WHAT YOU SHOULD DO: Transcribe the entries exactly; images are not part of the copy.

DATA RECORDS:
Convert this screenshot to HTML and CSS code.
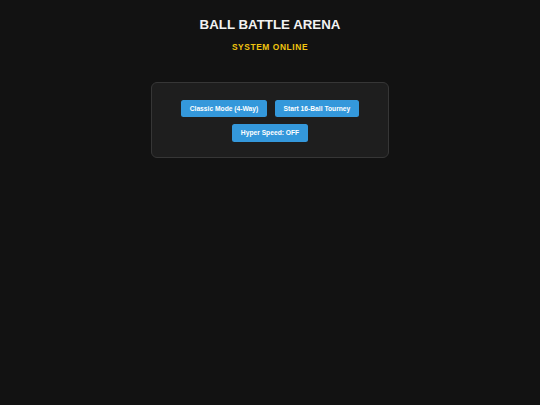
FILE: index.html
```html
<!DOCTYPE html>
<html lang="en">
<head>
<meta charset="utf-8">
<title>Ball Battle Arena</title>
<link rel="stylesheet" href="styles.css">
</head>
<body>
  <header class="header">
    <h1 class="title">BALL BATTLE ARENA</h1>
    <div class="status">SYSTEM ONLINE</div>
  </header>
  <section class="panel">
    <div class="row">
      <button class="btn">Classic Mode (4-Way)</button>
      <button class="btn">Start 16-Ball Tourney</button>
    </div>
    <div class="row">
      <button class="btn">Hyper Speed: OFF</button>
    </div>
  </section>
</body>
</html>
```
FILE: styles.css
```css
html, body {
  margin: 0;
  padding: 0;
  background: #121212;
  height: 100%;
}
body {
  font-family: "Liberation Sans", Arial, sans-serif;
  color: #eeeeee;
  padding-top: 17.3px;
  box-sizing: border-box;
}
.header {
  display: flex;
  flex-direction: column;
  align-items: center;
}
.title {
  margin: 0;
  font-size: 13.3px;
  font-weight: bold;
  color: #f2f2f2;
  line-height: 15.3px;
}
.status {
  margin-top: 9.5px;
  font-size: 8.4px;
  font-weight: bold;
  letter-spacing: 0.6px;
  color: #f1c40f;
  line-height: 10px;
}
.panel {
  box-sizing: border-box;
  width: 238px;
  margin: 30.4px auto 0;
  padding: 16.3px 10px 15.7px;
  background: #1e1e1e;
  border: 1px solid #363636;
  border-radius: 6px;
  display: flex;
  flex-direction: column;
  align-items: center;
  gap: 6.6px;
}
.row {
  display: flex;
  justify-content: center;
  gap: 8.3px;
}
.btn {
  font-family: "Liberation Sans", Arial, sans-serif;
  font-size: 6.7px;
  font-weight: bold;
  height: 17.6px;
  line-height: 17.6px;
  color: #ffffff;
  background: #3498db;
  border: none;
  border-radius: 2.5px;
  padding: 0 8.5px;
  margin: 0;
}
```
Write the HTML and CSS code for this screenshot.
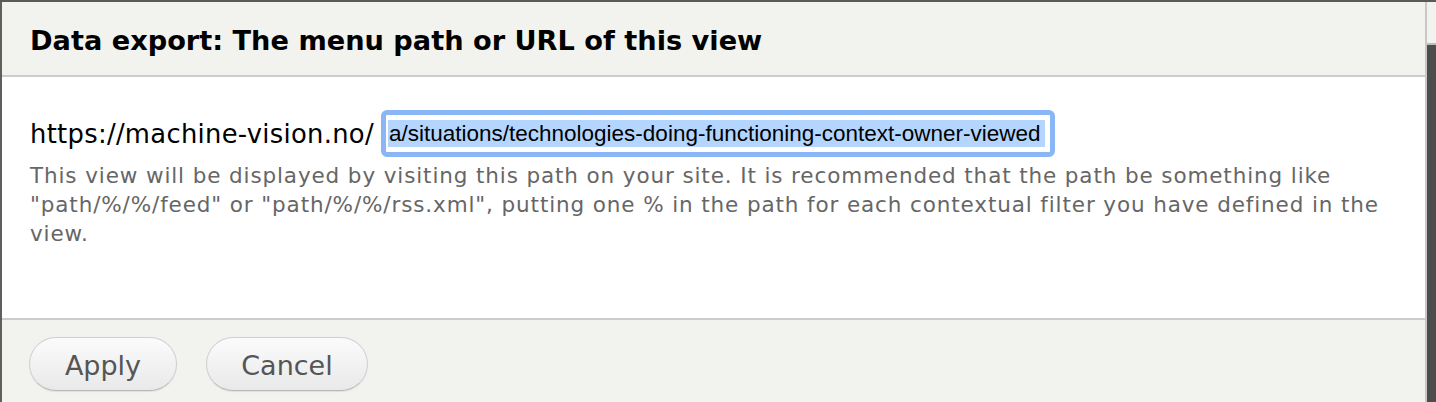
FILE: index.html
```html
<!DOCTYPE html>
<html>
<head>
<meta charset="utf-8">
<link rel="stylesheet" href="styles.css">
</head>
<body>
<div class="page">
  <div class="dialog">
    <div class="header"><h1 class="title">Data export: The menu path or URL of this view</h1></div>
    <div class="content">
      <div class="path-row">
        <span class="prefix">https://machine-vision.no/</span>
        <div class="input"><span class="sel">a/situations/technologies-doing-functioning-context-owner-viewed</span></div>
      </div>
      <p class="desc">This view will be displayed by visiting this path on your site. It is recommended that the path be something like "path/%/%/feed" or "path/%/%/rss.xml", putting one % in the path for each contextual filter you have defined in the view.</p>
    </div>
    <div class="footer">
      <button class="btn btn-apply">Apply</button>
      <button class="btn btn-cancel">Cancel</button>
    </div>
  </div>
  <div class="side">
    <div class="side-top"></div>
    <div class="side-dark"></div>
  </div>
</div>
</body>
</html>
```
FILE: styles.css
```css
html, body {
  margin: 0;
  padding: 0;
  background: #4d4d4d;
}
.page {
  display: flex;
  width: 1436px;
  height: 402px;
  overflow: hidden;
  border-top: 2px solid #5a5a5a;
  box-sizing: border-box;
}
.dialog {
  width: 1427px;
  display: flex;
  flex-direction: column;
  border-left: 2px solid #5f5f5f;
  border-right: 2px solid #c8c8c8;
  box-sizing: border-box;
  background: #fff;
  font-family: "DejaVu Sans", sans-serif;
}
.header {
  height: 73px;
  background: #f2f2ee;
  border-bottom: 2px solid #cccccc;
  display: flex;
  align-items: center;
  padding-left: 28px;
  flex: none;
}
.title {
  margin: 0;
  font-size: 27.2px;
  font-weight: bold;
  color: #000;
  position: relative;
  top: 2px;
}
.content {
  height: 241px;
  flex: none;
  padding: 33px 0 0 28px;
  box-sizing: border-box;
}
.path-row {
  display: flex;
  align-items: center;
  gap: 7px;
}
.prefix {
  font-size: 25.8px;
  color: #000;
  letter-spacing: 0.3px;
}
.input {
  width: 674px;
  height: 47px;
  box-sizing: border-box;
  border: 5px solid #8ab6f5;
  border-radius: 6px;
  background: #fff;
  padding: 0 0 0 2px;
  display: flex;
  align-items: center;
  overflow: hidden;
  font-family: "Liberation Sans", Arial, sans-serif;
  font-size: 22.5px;
  color: #000;
  white-space: nowrap;
}
.sel {
  background: #b4d5fe;
  padding: 1px 4px 1px 1px;
  line-height: 25px;
}
.desc {
  margin: 4px 0 0 0;
  font-size: 21.5px;
  letter-spacing: 0.88px;
  line-height: 29px;
  color: #666;
  padding-right: 40px;
}
.footer {
  flex: 1;
  background: #f2f2ee;
  border-top: 2px solid #cccccc;
  padding: 17px 0 0 27px;
  display: flex;
  gap: 29px;
  align-items: flex-start;
}
.btn {
  font-family: "DejaVu Sans", sans-serif;
  font-size: 27px;
  color: #555;
  height: 54px;
  border: 1px solid #cfcfcf;
  border-bottom-color: #b8b8b8;
  border-radius: 27px;
  background: linear-gradient(#fbfbfb, #e9e9e9);
  padding: 2px 0 0 0;
  box-shadow: 0 1px 1px rgba(0,0,0,0.08);
}
.btn-apply { width: 148px; }
.btn-cancel { width: 162px; }
.side {
  width: 9px;
  display: flex;
  flex-direction: column;
}
.side-top {
  height: 41px;
  background: #f2f2ee;
  border-bottom: 2px solid #bdbdbd;
}
.side-dark {
  flex: 1;
  background: #4d4d4d;
}
```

RESPONSE TO THIS EXERCISE:
Convert this screenshot to HTML and CSS code.
FILE: index.html
```html
<!DOCTYPE html>
<html lang="en">
<head>
<meta charset="utf-8">
<title>Ball Battle Arena</title>
<link rel="stylesheet" href="styles.css">
</head>
<body>
  <header class="header">
    <h1 class="title">BALL BATTLE ARENA</h1>
    <div class="status">SYSTEM ONLINE</div>
  </header>
  <section class="panel">
    <div class="row">
      <button class="btn">Classic Mode (4-Way)</button>
      <button class="btn">Start 16-Ball Tourney</button>
    </div>
    <div class="row">
      <button class="btn">Hyper Speed: OFF</button>
    </div>
  </section>
</body>
</html>
```
FILE: styles.css
```css
html, body {
  margin: 0;
  padding: 0;
  background: #121212;
  height: 100%;
}
body {
  font-family: "Liberation Sans", Arial, sans-serif;
  color: #eeeeee;
  padding-top: 17.3px;
  box-sizing: border-box;
}
.header {
  display: flex;
  flex-direction: column;
  align-items: center;
}
.title {
  margin: 0;
  font-size: 13.3px;
  font-weight: bold;
  color: #f2f2f2;
  line-height: 15.3px;
}
.status {
  margin-top: 9.5px;
  font-size: 8.4px;
  font-weight: bold;
  letter-spacing: 0.6px;
  color: #f1c40f;
  line-height: 10px;
}
.panel {
  box-sizing: border-box;
  width: 238px;
  margin: 30.4px auto 0;
  padding: 16.3px 10px 15.7px;
  background: #1e1e1e;
  border: 1px solid #363636;
  border-radius: 6px;
  display: flex;
  flex-direction: column;
  align-items: center;
  gap: 6.6px;
}
.row {
  display: flex;
  justify-content: center;
  gap: 8.3px;
}
.btn {
  font-family: "Liberation Sans", Arial, sans-serif;
  font-size: 6.7px;
  font-weight: bold;
  height: 17.6px;
  line-height: 17.6px;
  color: #ffffff;
  background: #3498db;
  border: none;
  border-radius: 2.5px;
  padding: 0 8.5px;
  margin: 0;
}
```
Write the HTML and CSS code for this screenshot.
FILE: index.html
```html
<!DOCTYPE html>
<html>
<head>
<meta charset="utf-8">
<link rel="stylesheet" href="styles.css">
</head>
<body>
<div class="page">
  <div class="dialog">
    <div class="header"><h1 class="title">Data export: The menu path or URL of this view</h1></div>
    <div class="content">
      <div class="path-row">
        <span class="prefix">https://machine-vision.no/</span>
        <div class="input"><span class="sel">a/situations/technologies-doing-functioning-context-owner-viewed</span></div>
      </div>
      <p class="desc">This view will be displayed by visiting this path on your site. It is recommended that the path be something like "path/%/%/feed" or "path/%/%/rss.xml", putting one % in the path for each contextual filter you have defined in the view.</p>
    </div>
    <div class="footer">
      <button class="btn btn-apply">Apply</button>
      <button class="btn btn-cancel">Cancel</button>
    </div>
  </div>
  <div class="side">
    <div class="side-top"></div>
    <div class="side-dark"></div>
  </div>
</div>
</body>
</html>
```
FILE: styles.css
```css
html, body {
  margin: 0;
  padding: 0;
  background: #4d4d4d;
}
.page {
  display: flex;
  width: 1436px;
  height: 402px;
  overflow: hidden;
  border-top: 2px solid #5a5a5a;
  box-sizing: border-box;
}
.dialog {
  width: 1427px;
  display: flex;
  flex-direction: column;
  border-left: 2px solid #5f5f5f;
  border-right: 2px solid #c8c8c8;
  box-sizing: border-box;
  background: #fff;
  font-family: "DejaVu Sans", sans-serif;
}
.header {
  height: 73px;
  background: #f2f2ee;
  border-bottom: 2px solid #cccccc;
  display: flex;
  align-items: center;
  padding-left: 28px;
  flex: none;
}
.title {
  margin: 0;
  font-size: 27.2px;
  font-weight: bold;
  color: #000;
  position: relative;
  top: 2px;
}
.content {
  height: 241px;
  flex: none;
  padding: 33px 0 0 28px;
  box-sizing: border-box;
}
.path-row {
  display: flex;
  align-items: center;
  gap: 7px;
}
.prefix {
  font-size: 25.8px;
  color: #000;
  letter-spacing: 0.3px;
}
.input {
  width: 674px;
  height: 47px;
  box-sizing: border-box;
  border: 5px solid #8ab6f5;
  border-radius: 6px;
  background: #fff;
  padding: 0 0 0 2px;
  display: flex;
  align-items: center;
  overflow: hidden;
  font-family: "Liberation Sans", Arial, sans-serif;
  font-size: 22.5px;
  color: #000;
  white-space: nowrap;
}
.sel {
  background: #b4d5fe;
  padding: 1px 4px 1px 1px;
  line-height: 25px;
}
.desc {
  margin: 4px 0 0 0;
  font-size: 21.5px;
  letter-spacing: 0.88px;
  line-height: 29px;
  color: #666;
  padding-right: 40px;
}
.footer {
  flex: 1;
  background: #f2f2ee;
  border-top: 2px solid #cccccc;
  padding: 17px 0 0 27px;
  display: flex;
  gap: 29px;
  align-items: flex-start;
}
.btn {
  font-family: "DejaVu Sans", sans-serif;
  font-size: 27px;
  color: #555;
  height: 54px;
  border: 1px solid #cfcfcf;
  border-bottom-color: #b8b8b8;
  border-radius: 27px;
  background: linear-gradient(#fbfbfb, #e9e9e9);
  padding: 2px 0 0 0;
  box-shadow: 0 1px 1px rgba(0,0,0,0.08);
}
.btn-apply { width: 148px; }
.btn-cancel { width: 162px; }
.side {
  width: 9px;
  display: flex;
  flex-direction: column;
}
.side-top {
  height: 41px;
  background: #f2f2ee;
  border-bottom: 2px solid #bdbdbd;
}
.side-dark {
  flex: 1;
  background: #4d4d4d;
}
```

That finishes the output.